Last reviewed: March 6, 2014 ~18 min read
Abstract

This paper examines the philosophy of education through a historical and then through an explicitly Christian lens, with a focus on the political role of education, and the Christian philosophy of John Milton. Milton’s 1644 works Areopagitica and Of Education are invoked to justify the true Christian purpose of education as being exposure to the sort of free expression and free exchange of ideas that are guaranteed in America under the First Amendment.

¶ … philosophy of education through a historical and then through an explicitly Christian lens, with a focus on the political role of education, and the Christian philosophy of John Milton. Milton's 1644 works Areopagitica and Of Education are invoked to justify the true Christian purpose of education as being exposure to the sort of free expression and free exchange of ideas that are guaranteed in America under the First Amendment.

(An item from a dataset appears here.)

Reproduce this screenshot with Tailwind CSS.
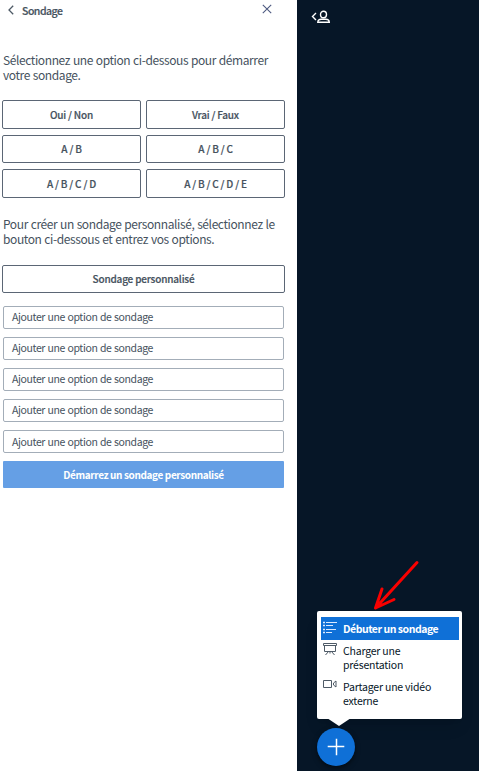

What would a true Christian philosophy of education look like? The answer might actually be surprising to the majority of Americans who identify themselves as Christian and seek a Christian education. In 2014, frequently Christian education can seem retrograde, a form of ressentiment and indoctrination that derides Darwinism and has a greater interest in upholding a political consensus than in embodying the ideals set forth by Christ Himself. I propose to examine a Christian philosophy of education through a somewhat unique lens -- that of the greatest Christian writer in the English language tradition, the poet John Milton. Milton is most famous today as the author of Paradise Lost, an epic poem on the theme of Adam and Eve's expulsion from Eden, still routinely assigned to college English majors. However it is worth noting that in his own time Milton was a distinguished theologian, political activist and polemical writer, and even had some connection to colonial America. Politically Milton would rise to become a high-ranking member of Oliver Cromwell's protectorate government in England, but he was also connected with early religious figures in the American colonies. In particular, the founder of Rhode Island -- and the establisher of the first Baptist Church in America -- Roger Williams was a close personal friend of Milton, and would tutor Milton in the Dutch language while Milton tutored him in Biblical Hebrew. Indeed, Williams's biographer Edwin Gaustad notes that Williams's "friend, the poet John Milton, published a treatise calling for freedom of the press at the same time that Williams published his treatise calling for freedom of religion" (Gaustad 2005, 59). I bring these facts into discussion because it is Milton's treatise on freedom of the press (entitled Areopagitica) as well as his other writings on education that I will use as the lens through which a Christian philosophy of education can be examined. Understanding its relevance and connection to American freedoms in the earliest days will help to demonstrate the vital and enduring relevance of what Milton himself can add to the understanding of a Christian philosophy of education. It is worth noting, however, that this examination will fall into two parts: first I will approach the philosophy of education as a subject in itself, and then I will approach it again, from the angle of specifically Christian education, using Milton's writings as a philosophical guide.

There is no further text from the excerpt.